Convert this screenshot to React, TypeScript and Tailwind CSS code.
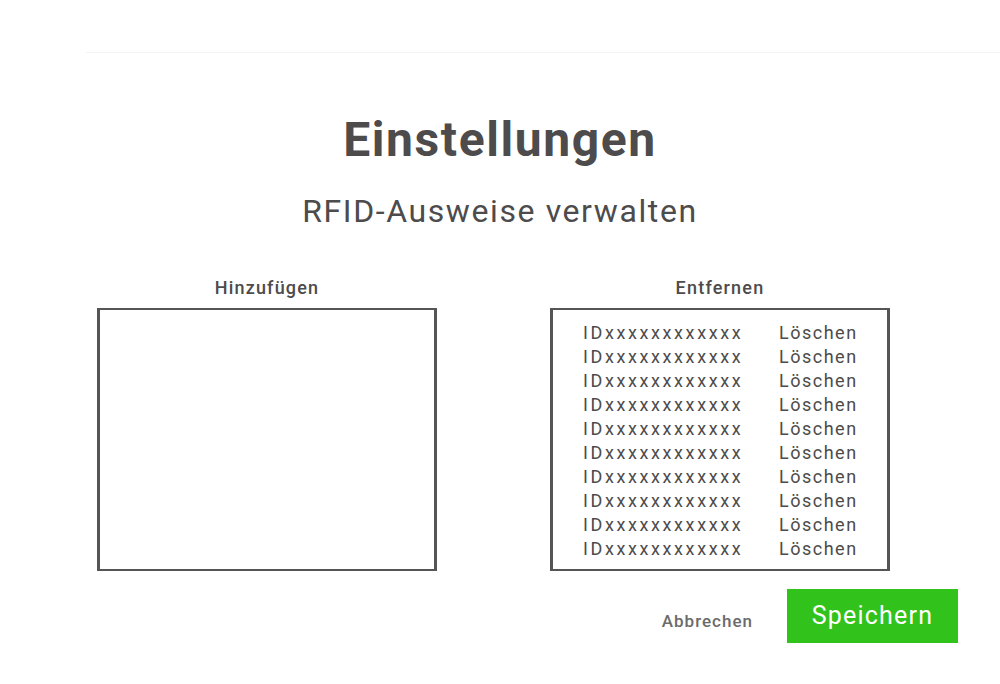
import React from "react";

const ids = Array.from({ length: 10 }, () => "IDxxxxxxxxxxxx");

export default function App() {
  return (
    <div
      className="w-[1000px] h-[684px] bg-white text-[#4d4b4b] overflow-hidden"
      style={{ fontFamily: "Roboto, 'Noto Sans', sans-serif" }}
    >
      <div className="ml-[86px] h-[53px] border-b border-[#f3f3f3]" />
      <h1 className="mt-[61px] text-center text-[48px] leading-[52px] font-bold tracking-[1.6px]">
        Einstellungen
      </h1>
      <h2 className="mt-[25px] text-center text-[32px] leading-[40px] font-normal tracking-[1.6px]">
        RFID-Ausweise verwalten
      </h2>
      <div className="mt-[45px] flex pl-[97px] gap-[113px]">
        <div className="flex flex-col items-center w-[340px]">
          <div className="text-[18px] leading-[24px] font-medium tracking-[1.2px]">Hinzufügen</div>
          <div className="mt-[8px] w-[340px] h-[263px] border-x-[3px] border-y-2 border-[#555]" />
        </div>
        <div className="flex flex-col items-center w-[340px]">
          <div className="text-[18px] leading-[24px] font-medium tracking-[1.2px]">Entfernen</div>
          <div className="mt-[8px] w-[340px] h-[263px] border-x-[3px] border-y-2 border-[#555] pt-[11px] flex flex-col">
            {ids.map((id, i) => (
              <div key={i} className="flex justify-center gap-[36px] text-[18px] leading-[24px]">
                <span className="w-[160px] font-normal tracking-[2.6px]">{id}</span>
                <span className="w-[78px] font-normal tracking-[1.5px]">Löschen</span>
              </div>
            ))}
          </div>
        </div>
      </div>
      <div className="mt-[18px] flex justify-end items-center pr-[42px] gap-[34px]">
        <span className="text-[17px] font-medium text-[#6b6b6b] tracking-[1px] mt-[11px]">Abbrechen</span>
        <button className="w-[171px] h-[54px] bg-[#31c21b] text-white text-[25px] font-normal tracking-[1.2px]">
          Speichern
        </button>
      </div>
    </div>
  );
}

..............................

- TASK PROMPT -
Write out each line of the data exactly; the images should be left out.

- WORKED SOLUTION -
Convert this screenshot to React, TypeScript and Tailwind CSS code.
import React from "react";

const ids = Array.from({ length: 10 }, () => "IDxxxxxxxxxxxx");

export default function App() {
  return (
    <div
      className="w-[1000px] h-[684px] bg-white text-[#4d4b4b] overflow-hidden"
      style={{ fontFamily: "Roboto, 'Noto Sans', sans-serif" }}
    >
      <div className="ml-[86px] h-[53px] border-b border-[#f3f3f3]" />
      <h1 className="mt-[61px] text-center text-[48px] leading-[52px] font-bold tracking-[1.6px]">
        Einstellungen
      </h1>
      <h2 className="mt-[25px] text-center text-[32px] leading-[40px] font-normal tracking-[1.6px]">
        RFID-Ausweise verwalten
      </h2>
      <div className="mt-[45px] flex pl-[97px] gap-[113px]">
        <div className="flex flex-col items-center w-[340px]">
          <div className="text-[18px] leading-[24px] font-medium tracking-[1.2px]">Hinzufügen</div>
          <div className="mt-[8px] w-[340px] h-[263px] border-x-[3px] border-y-2 border-[#555]" />
        </div>
        <div className="flex flex-col items-center w-[340px]">
          <div className="text-[18px] leading-[24px] font-medium tracking-[1.2px]">Entfernen</div>
          <div className="mt-[8px] w-[340px] h-[263px] border-x-[3px] border-y-2 border-[#555] pt-[11px] flex flex-col">
            {ids.map((id, i) => (
              <div key={i} className="flex justify-center gap-[36px] text-[18px] leading-[24px]">
                <span className="w-[160px] font-normal tracking-[2.6px]">{id}</span>
                <span className="w-[78px] font-normal tracking-[1.5px]">Löschen</span>
              </div>
            ))}
          </div>
        </div>
      </div>
      <div className="mt-[18px] flex justify-end items-center pr-[42px] gap-[34px]">
        <span className="text-[17px] font-medium text-[#6b6b6b] tracking-[1px] mt-[11px]">Abbrechen</span>
        <button className="w-[171px] h-[54px] bg-[#31c21b] text-white text-[25px] font-normal tracking-[1.2px]">
          Speichern
        </button>
      </div>
    </div>
  );
}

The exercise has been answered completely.